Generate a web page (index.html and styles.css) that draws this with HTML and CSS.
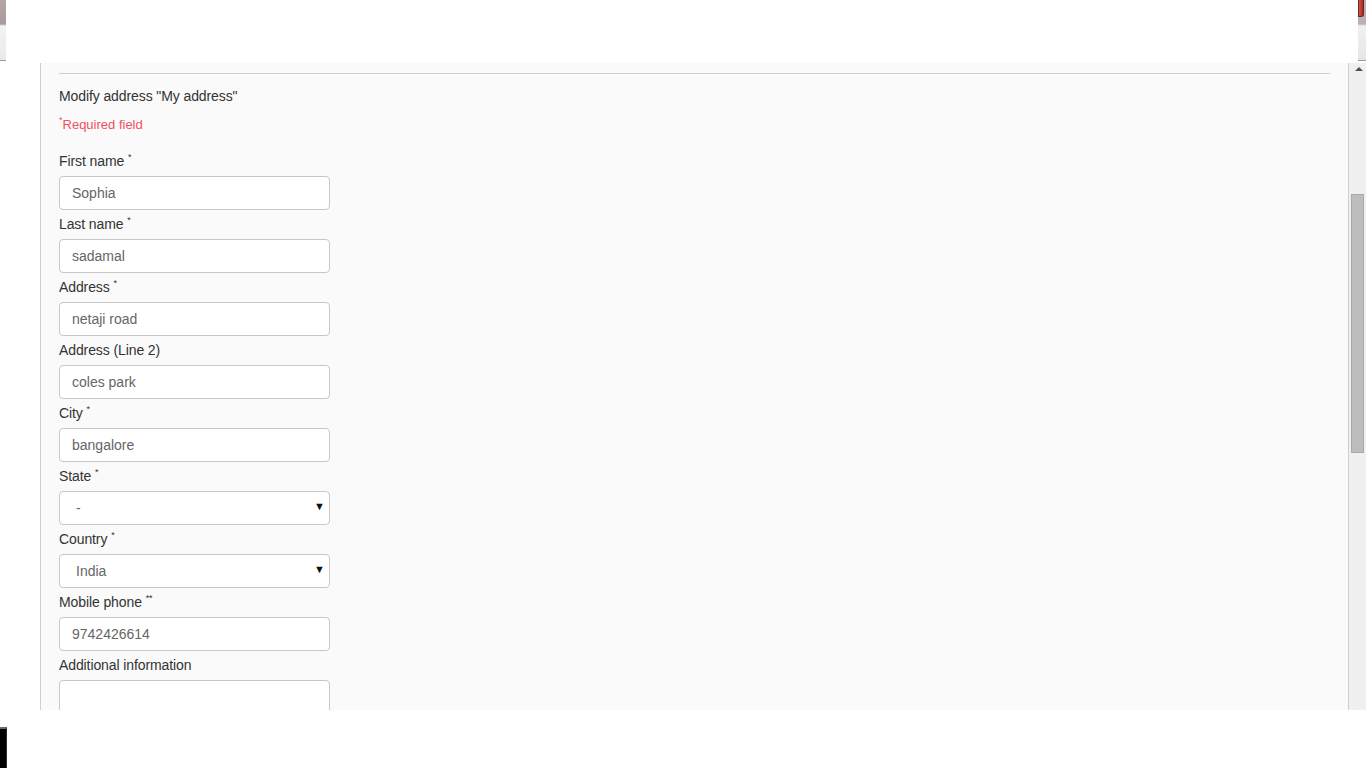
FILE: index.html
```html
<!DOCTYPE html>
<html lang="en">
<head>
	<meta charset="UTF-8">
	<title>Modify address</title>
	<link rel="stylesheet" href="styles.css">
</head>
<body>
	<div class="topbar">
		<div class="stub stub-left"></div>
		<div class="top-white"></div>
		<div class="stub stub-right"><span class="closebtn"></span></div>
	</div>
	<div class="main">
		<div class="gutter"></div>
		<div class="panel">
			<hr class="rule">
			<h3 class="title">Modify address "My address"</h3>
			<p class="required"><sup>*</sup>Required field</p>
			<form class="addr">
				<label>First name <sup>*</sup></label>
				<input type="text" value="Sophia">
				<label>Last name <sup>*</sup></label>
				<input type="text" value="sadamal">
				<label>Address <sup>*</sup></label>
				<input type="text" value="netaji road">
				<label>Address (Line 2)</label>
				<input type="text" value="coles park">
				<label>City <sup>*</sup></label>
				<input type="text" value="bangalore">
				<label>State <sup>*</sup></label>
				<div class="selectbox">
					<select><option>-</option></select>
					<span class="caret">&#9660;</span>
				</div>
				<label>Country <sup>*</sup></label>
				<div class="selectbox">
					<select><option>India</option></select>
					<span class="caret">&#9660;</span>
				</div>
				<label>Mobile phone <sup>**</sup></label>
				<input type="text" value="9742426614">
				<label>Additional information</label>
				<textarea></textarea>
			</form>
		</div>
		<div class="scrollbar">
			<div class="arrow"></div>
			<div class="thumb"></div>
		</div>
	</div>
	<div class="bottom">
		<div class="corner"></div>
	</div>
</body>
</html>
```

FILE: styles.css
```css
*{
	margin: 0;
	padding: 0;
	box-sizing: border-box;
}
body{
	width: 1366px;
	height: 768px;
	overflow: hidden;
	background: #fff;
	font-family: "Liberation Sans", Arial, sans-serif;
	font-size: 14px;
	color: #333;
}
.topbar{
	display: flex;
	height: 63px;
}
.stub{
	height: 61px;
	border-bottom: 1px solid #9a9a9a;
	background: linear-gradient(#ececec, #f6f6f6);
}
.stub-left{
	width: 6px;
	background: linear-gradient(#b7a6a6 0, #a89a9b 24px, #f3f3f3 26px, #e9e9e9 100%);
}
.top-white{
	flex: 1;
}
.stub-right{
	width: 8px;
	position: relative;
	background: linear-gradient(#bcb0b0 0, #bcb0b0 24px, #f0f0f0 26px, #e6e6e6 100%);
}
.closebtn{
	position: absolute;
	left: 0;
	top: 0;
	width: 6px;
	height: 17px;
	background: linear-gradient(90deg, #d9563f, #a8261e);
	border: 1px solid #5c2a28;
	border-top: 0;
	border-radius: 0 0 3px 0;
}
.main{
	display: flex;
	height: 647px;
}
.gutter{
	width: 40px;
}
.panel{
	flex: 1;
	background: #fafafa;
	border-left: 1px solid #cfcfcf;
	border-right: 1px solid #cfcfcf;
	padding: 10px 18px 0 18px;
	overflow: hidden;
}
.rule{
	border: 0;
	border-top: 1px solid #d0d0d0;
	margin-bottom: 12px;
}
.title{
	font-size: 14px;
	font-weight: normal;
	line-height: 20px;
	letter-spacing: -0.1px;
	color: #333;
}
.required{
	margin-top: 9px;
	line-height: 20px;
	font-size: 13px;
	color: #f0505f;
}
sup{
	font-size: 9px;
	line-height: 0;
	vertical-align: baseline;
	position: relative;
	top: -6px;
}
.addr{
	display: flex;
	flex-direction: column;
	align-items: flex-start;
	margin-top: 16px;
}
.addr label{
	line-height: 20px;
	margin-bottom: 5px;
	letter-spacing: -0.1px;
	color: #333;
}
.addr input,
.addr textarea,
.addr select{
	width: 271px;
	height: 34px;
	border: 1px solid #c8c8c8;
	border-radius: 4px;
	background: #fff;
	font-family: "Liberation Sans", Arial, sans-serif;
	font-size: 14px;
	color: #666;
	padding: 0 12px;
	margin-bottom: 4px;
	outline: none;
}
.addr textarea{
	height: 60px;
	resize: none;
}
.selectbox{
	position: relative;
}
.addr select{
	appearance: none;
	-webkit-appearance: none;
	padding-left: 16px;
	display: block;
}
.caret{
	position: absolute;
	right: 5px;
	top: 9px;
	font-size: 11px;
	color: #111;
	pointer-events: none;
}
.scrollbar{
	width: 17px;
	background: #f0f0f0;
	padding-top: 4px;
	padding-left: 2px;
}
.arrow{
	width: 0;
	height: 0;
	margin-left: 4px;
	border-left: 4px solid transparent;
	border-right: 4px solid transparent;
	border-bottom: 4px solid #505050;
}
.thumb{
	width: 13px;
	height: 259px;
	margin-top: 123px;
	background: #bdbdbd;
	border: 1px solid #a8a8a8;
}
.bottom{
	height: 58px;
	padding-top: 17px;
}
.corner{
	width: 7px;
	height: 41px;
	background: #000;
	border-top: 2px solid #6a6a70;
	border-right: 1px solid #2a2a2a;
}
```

□ □ □ □ □

Leave the images out and output the remaining material exactly as it stands.

Generate a web page (index.html and styles.css) that draws this with HTML and CSS.
FILE: index.html
```html
<!DOCTYPE html>
<html lang="en">
<head>
	<meta charset="UTF-8">
	<title>Modify address</title>
	<link rel="stylesheet" href="styles.css">
</head>
<body>
	<div class="topbar">
		<div class="stub stub-left"></div>
		<div class="top-white"></div>
		<div class="stub stub-right"><span class="closebtn"></span></div>
	</div>
	<div class="main">
		<div class="gutter"></div>
		<div class="panel">
			<hr class="rule">
			<h3 class="title">Modify address "My address"</h3>
			<p class="required"><sup>*</sup>Required field</p>
			<form class="addr">
				<label>First name <sup>*</sup></label>
				<input type="text" value="Sophia">
				<label>Last name <sup>*</sup></label>
				<input type="text" value="sadamal">
				<label>Address <sup>*</sup></label>
				<input type="text" value="netaji road">
				<label>Address (Line 2)</label>
				<input type="text" value="coles park">
				<label>City <sup>*</sup></label>
				<input type="text" value="bangalore">
				<label>State <sup>*</sup></label>
				<div class="selectbox">
					<select><option>-</option></select>
					<span class="caret">&#9660;</span>
				</div>
				<label>Country <sup>*</sup></label>
				<div class="selectbox">
					<select><option>India</option></select>
					<span class="caret">&#9660;</span>
				</div>
				<label>Mobile phone <sup>**</sup></label>
				<input type="text" value="9742426614">
				<label>Additional information</label>
				<textarea></textarea>
			</form>
		</div>
		<div class="scrollbar">
			<div class="arrow"></div>
			<div class="thumb"></div>
		</div>
	</div>
	<div class="bottom">
		<div class="corner"></div>
	</div>
</body>
</html>
```

FILE: styles.css
```css
*{
	margin: 0;
	padding: 0;
	box-sizing: border-box;
}
body{
	width: 1366px;
	height: 768px;
	overflow: hidden;
	background: #fff;
	font-family: "Liberation Sans", Arial, sans-serif;
	font-size: 14px;
	color: #333;
}
.topbar{
	display: flex;
	height: 63px;
}
.stub{
	height: 61px;
	border-bottom: 1px solid #9a9a9a;
	background: linear-gradient(#ececec, #f6f6f6);
}
.stub-left{
	width: 6px;
	background: linear-gradient(#b7a6a6 0, #a89a9b 24px, #f3f3f3 26px, #e9e9e9 100%);
}
.top-white{
	flex: 1;
}
.stub-right{
	width: 8px;
	position: relative;
	background: linear-gradient(#bcb0b0 0, #bcb0b0 24px, #f0f0f0 26px, #e6e6e6 100%);
}
.closebtn{
	position: absolute;
	left: 0;
	top: 0;
	width: 6px;
	height: 17px;
	background: linear-gradient(90deg, #d9563f, #a8261e);
	border: 1px solid #5c2a28;
	border-top: 0;
	border-radius: 0 0 3px 0;
}
.main{
	display: flex;
	height: 647px;
}
.gutter{
	width: 40px;
}
.panel{
	flex: 1;
	background: #fafafa;
	border-left: 1px solid #cfcfcf;
	border-right: 1px solid #cfcfcf;
	padding: 10px 18px 0 18px;
	overflow: hidden;
}
.rule{
	border: 0;
	border-top: 1px solid #d0d0d0;
	margin-bottom: 12px;
}
.title{
	font-size: 14px;
	font-weight: normal;
	line-height: 20px;
	letter-spacing: -0.1px;
	color: #333;
}
.required{
	margin-top: 9px;
	line-height: 20px;
	font-size: 13px;
	color: #f0505f;
}
sup{
	font-size: 9px;
	line-height: 0;
	vertical-align: baseline;
	position: relative;
	top: -6px;
}
.addr{
	display: flex;
	flex-direction: column;
	align-items: flex-start;
	margin-top: 16px;
}
.addr label{
	line-height: 20px;
	margin-bottom: 5px;
	letter-spacing: -0.1px;
	color: #333;
}
.addr input,
.addr textarea,
.addr select{
	width: 271px;
	height: 34px;
	border: 1px solid #c8c8c8;
	border-radius: 4px;
	background: #fff;
	font-family: "Liberation Sans", Arial, sans-serif;
	font-size: 14px;
	color: #666;
	padding: 0 12px;
	margin-bottom: 4px;
	outline: none;
}
.addr textarea{
	height: 60px;
	resize: none;
}
.selectbox{
	position: relative;
}
.addr select{
	appearance: none;
	-webkit-appearance: none;
	padding-left: 16px;
	display: block;
}
.caret{
	position: absolute;
	right: 5px;
	top: 9px;
	font-size: 11px;
	color: #111;
	pointer-events: none;
}
.scrollbar{
	width: 17px;
	background: #f0f0f0;
	padding-top: 4px;
	padding-left: 2px;
}
.arrow{
	width: 0;
	height: 0;
	margin-left: 4px;
	border-left: 4px solid transparent;
	border-right: 4px solid transparent;
	border-bottom: 4px solid #505050;
}
.thumb{
	width: 13px;
	height: 259px;
	margin-top: 123px;
	background: #bdbdbd;
	border: 1px solid #a8a8a8;
}
.bottom{
	height: 58px;
	padding-top: 17px;
}
.corner{
	width: 7px;
	height: 41px;
	background: #000;
	border-top: 2px solid #6a6a70;
	border-right: 1px solid #2a2a2a;
}
```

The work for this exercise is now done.